Because Swanson is acting without help from a lawyer, the Court will allow him the opportunity to file an amended complaint that cures the deficiencies identified in this order. However, as the Court has noted, it appears unlikely from Swanson's complaint that his dispute can be resolved in federal court. If Swanson does not wish to pursue this matter further, he is not required to take any additional action. If he chooses to file an amended complaint, he must do so on or before November 27, 2025.

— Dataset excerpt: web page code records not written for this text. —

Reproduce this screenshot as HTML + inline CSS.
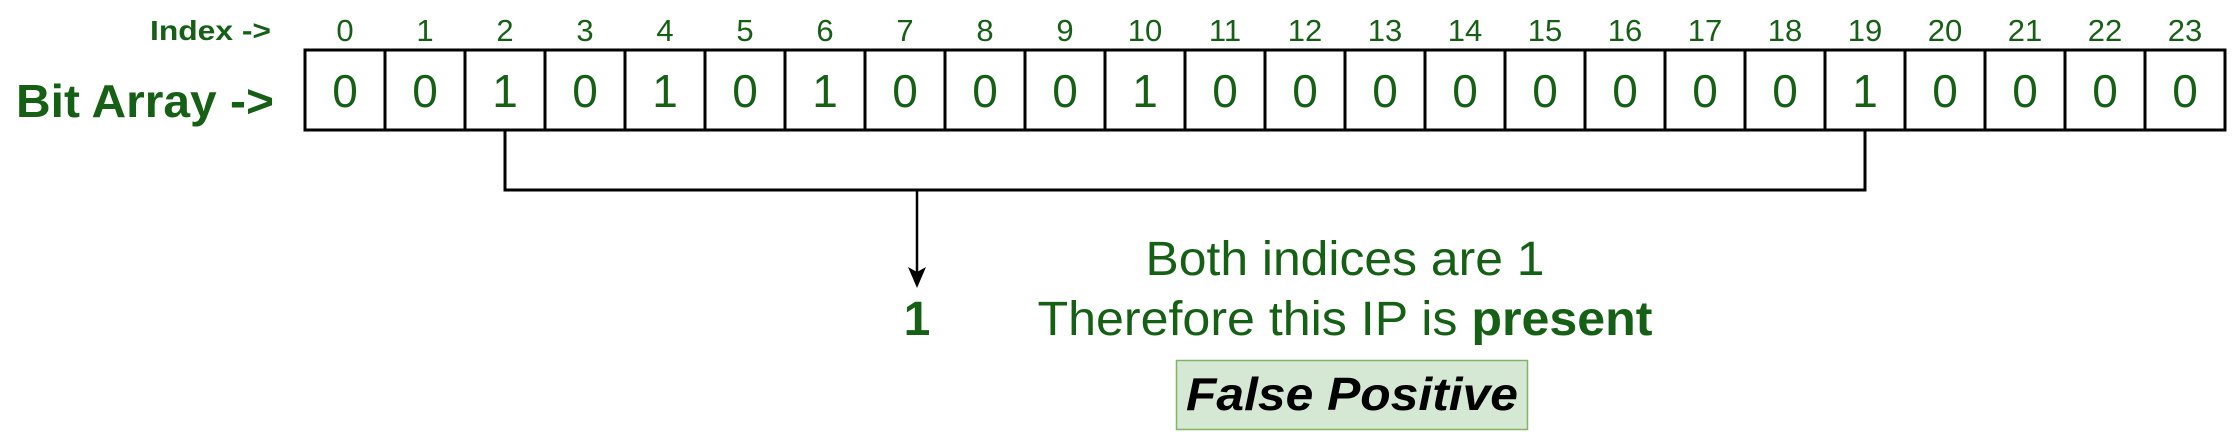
<!DOCTYPE html>
<html><head><style>html,body{margin:0;padding:0;background:#fff;}svg{display:block}</style></head>
<body>
<svg width="2237" height="441" viewBox="0 0 2237 441" xmlns="http://www.w3.org/2000/svg" font-family="Liberation Sans, sans-serif">
<rect x="0" y="0" width="2237" height="441" fill="#fff"/>
<g fill="#166016">
<text x="271" y="40" font-size="28" font-weight="bold" text-anchor="end" textLength="121" lengthAdjust="spacingAndGlyphs">Index -&gt;</text>
<text x="274" y="117" font-size="46" font-weight="bold" text-anchor="end" textLength="258" lengthAdjust="spacingAndGlyphs">Bit Array -&gt;</text>
</g>
<g fill="#166016" font-size="31" text-anchor="middle">
<text x="345" y="41">0</text><text x="425" y="41">1</text><text x="505" y="41">2</text><text x="585" y="41">3</text><text x="665" y="41">4</text><text x="745" y="41">5</text><text x="825" y="41">6</text><text x="905" y="41">7</text><text x="985" y="41">8</text><text x="1065" y="41">9</text><text x="1145" y="41">10</text><text x="1225" y="41">11</text><text x="1305" y="41">12</text><text x="1385" y="41">13</text><text x="1465" y="41">14</text><text x="1545" y="41">15</text><text x="1625" y="41">16</text><text x="1705" y="41">17</text><text x="1785" y="41">18</text><text x="1865" y="41">19</text><text x="1945" y="41">20</text><text x="2025" y="41">21</text><text x="2105" y="41">22</text><text x="2185" y="41">23</text>
</g>
<g fill="#166016" font-size="46" text-anchor="middle">
<text x="345" y="107">0</text><text x="425" y="107">0</text><text x="505" y="107">1</text><text x="585" y="107">0</text><text x="665" y="107">1</text><text x="745" y="107">0</text><text x="825" y="107">1</text><text x="905" y="107">0</text><text x="985" y="107">0</text><text x="1065" y="107">0</text><text x="1145" y="107">1</text><text x="1225" y="107">0</text><text x="1305" y="107">0</text><text x="1385" y="107">0</text><text x="1465" y="107">0</text><text x="1545" y="107">0</text><text x="1625" y="107">0</text><text x="1705" y="107">0</text><text x="1785" y="107">0</text><text x="1865" y="107">1</text><text x="1945" y="107">0</text><text x="2025" y="107">0</text><text x="2105" y="107">0</text><text x="2185" y="107">0</text>
</g>
<g stroke="#000" stroke-width="3" fill="none">
<rect x="305" y="50" width="1920" height="80"/>
<path d="M385 50V130M465 50V130M545 50V130M625 50V130M705 50V130M785 50V130M865 50V130M945 50V130M1025 50V130M1105 50V130M1185 50V130M1265 50V130M1345 50V130M1425 50V130M1505 50V130M1585 50V130M1665 50V130M1745 50V130M1825 50V130M1905 50V130M1985 50V130M2065 50V130M2145 50V130"/>
<path d="M505 130V190H1865V130"/>
<path d="M917 190V278" stroke-width="2.5"/>
</g>
<path d="M908 267L917 288L926 267L917 272Z" fill="#000"/>
<g fill="#166016" text-anchor="middle" font-size="48">
<text x="917" y="335" font-weight="bold">1</text>
<text x="1345" y="275" textLength="399" lengthAdjust="spacingAndGlyphs">Both indices are 1</text>
<text x="1345" y="335" textLength="615" lengthAdjust="spacingAndGlyphs">Therefore this IP is <tspan font-weight="bold">present</tspan></text>
</g>
<rect x="1176.5" y="360.5" width="351" height="69" fill="#d5e8d4" stroke="#82b366" stroke-width="1.5"/>
<text x="1352" y="410" font-size="46" font-weight="bold" font-style="italic" text-anchor="middle" fill="#000" textLength="332" lengthAdjust="spacingAndGlyphs">False Positive</text>
</svg>
</body></html>
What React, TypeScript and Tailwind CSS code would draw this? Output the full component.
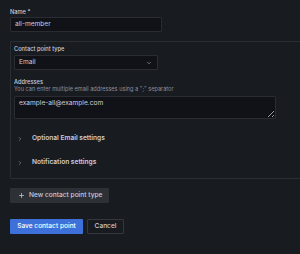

If he decides to proceed with an amended complaint, Swanson should draft his proposed amended complaint as if he is telling a story to someone who knows nothing about his situation. This means that he should explain: (1) what happened to make him believe he has a legal claim; (2) when it happened; (3) who did it; (4) why; and (5) how the Court can assist him in relation to those events. Swanson should set forth his allegations in short and plain statements, focusing on the facts of his case rather than abstract legal terms or general allegations of illegality. He should ensure that his amended complaint can be understood by someone who is not familiar with the facts of his case. Swanson is advised that his amended complaint must include the docket number assigned to this case and must be labeled “Amended Complaint.” The amended complaint supersedes the prior complaint and must be complete in itself, without reference to the original complaint. See Duda v. Bd. of Educ. of Franklin Park Pub. Sch. Dist. No. 84, 133 F.3d 1054, 1056-57 (7th Cir. 1998).
Accordingly, IT IS HEREBY ORDERED that Swanson's motion for leave to proceed without prepayment of the filing fee, ECF No. 2, is DENIED, with leave to refile with more detailed information regarding his financial situation.
IT IS FURTHER ORDERED that if Swanson wishes to proceed with this lawsuit, he must file an amended complaint. The amended complaint must be filed with the Court on or before November 27, 2024. If the Court does not receive Swanson's amended complaint by that date, the case will be dismissed without prejudice pursuant to Civil Local Rule 41(c).